By Matthew Marczi
The past week around the NFL as certainly opened up some eyes as to how a locker room often works. Players have some tough decisions to face on a daily basis, and we may be seeing the beginnings of a shift in the culture in locker rooms all around the league.
Sure, we could talk about Jonathan Martin and the Miami Dolphins or the Richie Incognito’s of the league—the old adage that you can’t win with choir boys comes to mind—but I’m not interested in discussing that.
The dynamics of a locker room varies from not only team to team, but also from person to person. Whether the Martin situation brings about new policies regarding hazing or locker room antics, it will not signal a fundamental shift in the way a professional sports team locker room functions.
No, the story this week that I took more away from was that of offensive lineman John Moffitt and his decision to step away from the game.

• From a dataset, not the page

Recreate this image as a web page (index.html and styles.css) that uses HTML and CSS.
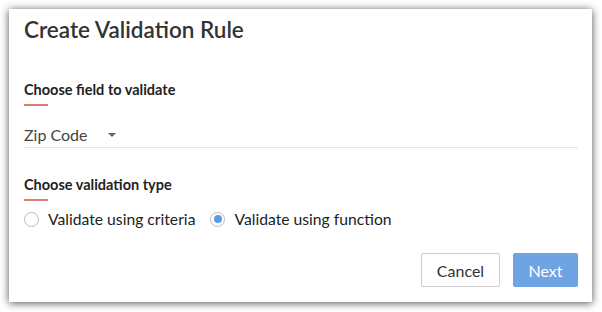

Though he spoke adamantly of not wanting to be the poster boy for concussion-awareness in the modern age of the NFL, he also expressed his thoughts passionately about what it takes to know that you are sacrificing your body and your mental health later on in life in order to play this game.
I just really thought about it and decided I’m not happy. I’m not happy at all…And I think it’s really madness to risk your body, risk your well-being and risk your happiness for money…Once you tear away all the illusions of it, it’s hard work. And it’s dangerous work. And you’re away from your family. And it’s not good for families. It’s very tough on families.
The NFL as it currently stands faces an interesting dynamic. With its monolithic stature, it has the power to instantly transform players into millionaires overnight, yet at the same time, those same players are increasingly becoming more and more aware of the risks that they face earning that money.
Which leads me to wonder about the future of the average NFL career, even for the great players.
Will we see more John Moffitts as time goes on? Will this type of decision become commonplace around the league in the not too distant future? Players must decide what is best for them, and in the long run, a shorter career may lead to a happier and healthier existence late in life. Such a shift would shorten careers—for the greater good of player health.
The next generation of NFL players will have grown up in the era of the player safety initiative. Athletes in the model of Hines Ward and James Harrison are already the dinosaurs of the league. As we push forward in time, players will be taught to play a different way, will be educated about head injuries and their long-term effects. But the money will still be there.
Knowing what they know, will this next generation of football players be more conscientious of their long-term future like John Moffitt? If so, it could fundamentally alter the way teams are managed, adding in the risk/reward factor of signing players to long-term contracts. Guaranteed money spread into later seasons will be doled out far more cautiously.
The NFL will never create a game that is not violent. The league will never legislate concussions out of the game. Football will always be an inherently dangerous occupation. But the athletes playing the game will be inheriting a slowly evolving culture, and the decisions that they make could lead to a paradigm shift at the managerial level of the game.